RECORDED INFORMATION

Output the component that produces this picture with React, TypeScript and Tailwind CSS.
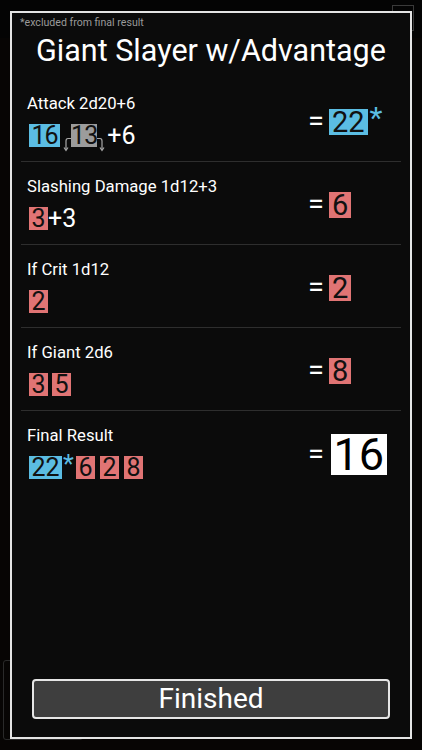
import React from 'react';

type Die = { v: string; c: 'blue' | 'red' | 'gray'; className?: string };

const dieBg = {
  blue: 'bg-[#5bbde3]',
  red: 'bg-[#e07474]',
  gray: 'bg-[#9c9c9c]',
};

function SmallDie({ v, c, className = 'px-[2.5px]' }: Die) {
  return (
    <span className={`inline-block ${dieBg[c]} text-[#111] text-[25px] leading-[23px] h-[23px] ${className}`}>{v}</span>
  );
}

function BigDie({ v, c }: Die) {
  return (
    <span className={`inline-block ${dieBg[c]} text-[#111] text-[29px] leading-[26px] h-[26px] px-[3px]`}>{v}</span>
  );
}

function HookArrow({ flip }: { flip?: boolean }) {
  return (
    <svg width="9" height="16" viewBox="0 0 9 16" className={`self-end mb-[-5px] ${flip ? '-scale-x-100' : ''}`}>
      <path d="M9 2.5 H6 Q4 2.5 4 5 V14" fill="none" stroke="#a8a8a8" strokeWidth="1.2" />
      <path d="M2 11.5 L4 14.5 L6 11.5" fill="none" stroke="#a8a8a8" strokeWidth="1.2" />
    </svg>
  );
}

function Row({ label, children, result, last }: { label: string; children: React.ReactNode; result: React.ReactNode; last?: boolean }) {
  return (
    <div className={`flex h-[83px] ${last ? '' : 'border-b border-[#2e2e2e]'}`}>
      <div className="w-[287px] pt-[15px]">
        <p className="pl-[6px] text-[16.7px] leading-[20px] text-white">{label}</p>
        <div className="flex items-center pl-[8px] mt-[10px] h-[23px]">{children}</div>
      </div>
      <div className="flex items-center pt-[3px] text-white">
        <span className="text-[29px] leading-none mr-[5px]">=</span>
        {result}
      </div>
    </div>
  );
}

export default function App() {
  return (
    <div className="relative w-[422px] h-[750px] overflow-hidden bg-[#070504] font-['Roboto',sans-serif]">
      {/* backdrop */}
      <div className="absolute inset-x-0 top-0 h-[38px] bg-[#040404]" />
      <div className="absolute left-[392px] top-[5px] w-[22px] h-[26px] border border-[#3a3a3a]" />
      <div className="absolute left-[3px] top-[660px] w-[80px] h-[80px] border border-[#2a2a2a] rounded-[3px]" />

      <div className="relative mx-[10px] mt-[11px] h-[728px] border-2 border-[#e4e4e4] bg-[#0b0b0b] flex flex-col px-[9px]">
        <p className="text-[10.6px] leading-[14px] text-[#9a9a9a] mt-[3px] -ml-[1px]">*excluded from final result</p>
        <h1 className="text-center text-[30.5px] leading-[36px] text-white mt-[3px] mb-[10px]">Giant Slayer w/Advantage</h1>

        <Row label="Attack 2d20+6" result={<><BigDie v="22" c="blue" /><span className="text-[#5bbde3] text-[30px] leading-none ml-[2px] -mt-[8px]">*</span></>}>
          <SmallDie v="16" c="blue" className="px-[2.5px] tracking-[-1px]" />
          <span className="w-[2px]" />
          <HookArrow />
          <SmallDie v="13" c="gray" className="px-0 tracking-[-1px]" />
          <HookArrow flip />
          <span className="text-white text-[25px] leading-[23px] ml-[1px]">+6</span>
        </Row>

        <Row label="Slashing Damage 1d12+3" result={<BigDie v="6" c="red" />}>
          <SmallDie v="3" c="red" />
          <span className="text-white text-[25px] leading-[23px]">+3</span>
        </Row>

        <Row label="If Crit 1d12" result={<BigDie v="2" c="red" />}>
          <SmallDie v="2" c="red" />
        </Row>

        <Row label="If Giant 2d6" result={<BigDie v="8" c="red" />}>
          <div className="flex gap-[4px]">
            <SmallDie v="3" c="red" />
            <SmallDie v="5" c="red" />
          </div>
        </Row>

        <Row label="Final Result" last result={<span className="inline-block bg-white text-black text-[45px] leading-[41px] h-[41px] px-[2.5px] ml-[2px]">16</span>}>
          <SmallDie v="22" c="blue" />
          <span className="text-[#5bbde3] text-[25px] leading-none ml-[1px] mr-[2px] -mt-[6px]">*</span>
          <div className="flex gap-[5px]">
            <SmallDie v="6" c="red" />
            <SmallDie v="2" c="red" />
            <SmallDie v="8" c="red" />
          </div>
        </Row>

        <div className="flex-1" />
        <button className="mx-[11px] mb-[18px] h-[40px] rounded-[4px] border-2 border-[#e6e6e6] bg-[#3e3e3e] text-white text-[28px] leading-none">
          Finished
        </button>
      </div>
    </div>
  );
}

PROBLEM DETAILS
Give the data above again in full and unchanged, skipping the pictures.

FINISHED EXERCISE
Output the component that produces this picture with React, TypeScript and Tailwind CSS.
import React from 'react';

type Die = { v: string; c: 'blue' | 'red' | 'gray'; className?: string };

const dieBg = {
  blue: 'bg-[#5bbde3]',
  red: 'bg-[#e07474]',
  gray: 'bg-[#9c9c9c]',
};

function SmallDie({ v, c, className = 'px-[2.5px]' }: Die) {
  return (
    <span className={`inline-block ${dieBg[c]} text-[#111] text-[25px] leading-[23px] h-[23px] ${className}`}>{v}</span>
  );
}

function BigDie({ v, c }: Die) {
  return (
    <span className={`inline-block ${dieBg[c]} text-[#111] text-[29px] leading-[26px] h-[26px] px-[3px]`}>{v}</span>
  );
}

function HookArrow({ flip }: { flip?: boolean }) {
  return (
    <svg width="9" height="16" viewBox="0 0 9 16" className={`self-end mb-[-5px] ${flip ? '-scale-x-100' : ''}`}>
      <path d="M9 2.5 H6 Q4 2.5 4 5 V14" fill="none" stroke="#a8a8a8" strokeWidth="1.2" />
      <path d="M2 11.5 L4 14.5 L6 11.5" fill="none" stroke="#a8a8a8" strokeWidth="1.2" />
    </svg>
  );
}

function Row({ label, children, result, last }: { label: string; children: React.ReactNode; result: React.ReactNode; last?: boolean }) {
  return (
    <div className={`flex h-[83px] ${last ? '' : 'border-b border-[#2e2e2e]'}`}>
      <div className="w-[287px] pt-[15px]">
        <p className="pl-[6px] text-[16.7px] leading-[20px] text-white">{label}</p>
        <div className="flex items-center pl-[8px] mt-[10px] h-[23px]">{children}</div>
      </div>
      <div className="flex items-center pt-[3px] text-white">
        <span className="text-[29px] leading-none mr-[5px]">=</span>
        {result}
      </div>
    </div>
  );
}

export default function App() {
  return (
    <div className="relative w-[422px] h-[750px] overflow-hidden bg-[#070504] font-['Roboto',sans-serif]">
      {/* backdrop */}
      <div className="absolute inset-x-0 top-0 h-[38px] bg-[#040404]" />
      <div className="absolute left-[392px] top-[5px] w-[22px] h-[26px] border border-[#3a3a3a]" />
      <div className="absolute left-[3px] top-[660px] w-[80px] h-[80px] border border-[#2a2a2a] rounded-[3px]" />

      <div className="relative mx-[10px] mt-[11px] h-[728px] border-2 border-[#e4e4e4] bg-[#0b0b0b] flex flex-col px-[9px]">
        <p className="text-[10.6px] leading-[14px] text-[#9a9a9a] mt-[3px] -ml-[1px]">*excluded from final result</p>
        <h1 className="text-center text-[30.5px] leading-[36px] text-white mt-[3px] mb-[10px]">Giant Slayer w/Advantage</h1>

        <Row label="Attack 2d20+6" result={<><BigDie v="22" c="blue" /><span className="text-[#5bbde3] text-[30px] leading-none ml-[2px] -mt-[8px]">*</span></>}>
          <SmallDie v="16" c="blue" className="px-[2.5px] tracking-[-1px]" />
          <span className="w-[2px]" />
          <HookArrow />
          <SmallDie v="13" c="gray" className="px-0 tracking-[-1px]" />
          <HookArrow flip />
          <span className="text-white text-[25px] leading-[23px] ml-[1px]">+6</span>
        </Row>

        <Row label="Slashing Damage 1d12+3" result={<BigDie v="6" c="red" />}>
          <SmallDie v="3" c="red" />
          <span className="text-white text-[25px] leading-[23px]">+3</span>
        </Row>

        <Row label="If Crit 1d12" result={<BigDie v="2" c="red" />}>
          <SmallDie v="2" c="red" />
        </Row>

        <Row label="If Giant 2d6" result={<BigDie v="8" c="red" />}>
          <div className="flex gap-[4px]">
            <SmallDie v="3" c="red" />
            <SmallDie v="5" c="red" />
          </div>
        </Row>

        <Row label="Final Result" last result={<span className="inline-block bg-white text-black text-[45px] leading-[41px] h-[41px] px-[2.5px] ml-[2px]">16</span>}>
          <SmallDie v="22" c="blue" />
          <span className="text-[#5bbde3] text-[25px] leading-none ml-[1px] mr-[2px] -mt-[6px]">*</span>
          <div className="flex gap-[5px]">
            <SmallDie v="6" c="red" />
            <SmallDie v="2" c="red" />
            <SmallDie v="8" c="red" />
          </div>
        </Row>

        <div className="flex-1" />
        <button className="mx-[11px] mb-[18px] h-[40px] rounded-[4px] border-2 border-[#e6e6e6] bg-[#3e3e3e] text-white text-[28px] leading-none">
          Finished
        </button>
      </div>
    </div>
  );
}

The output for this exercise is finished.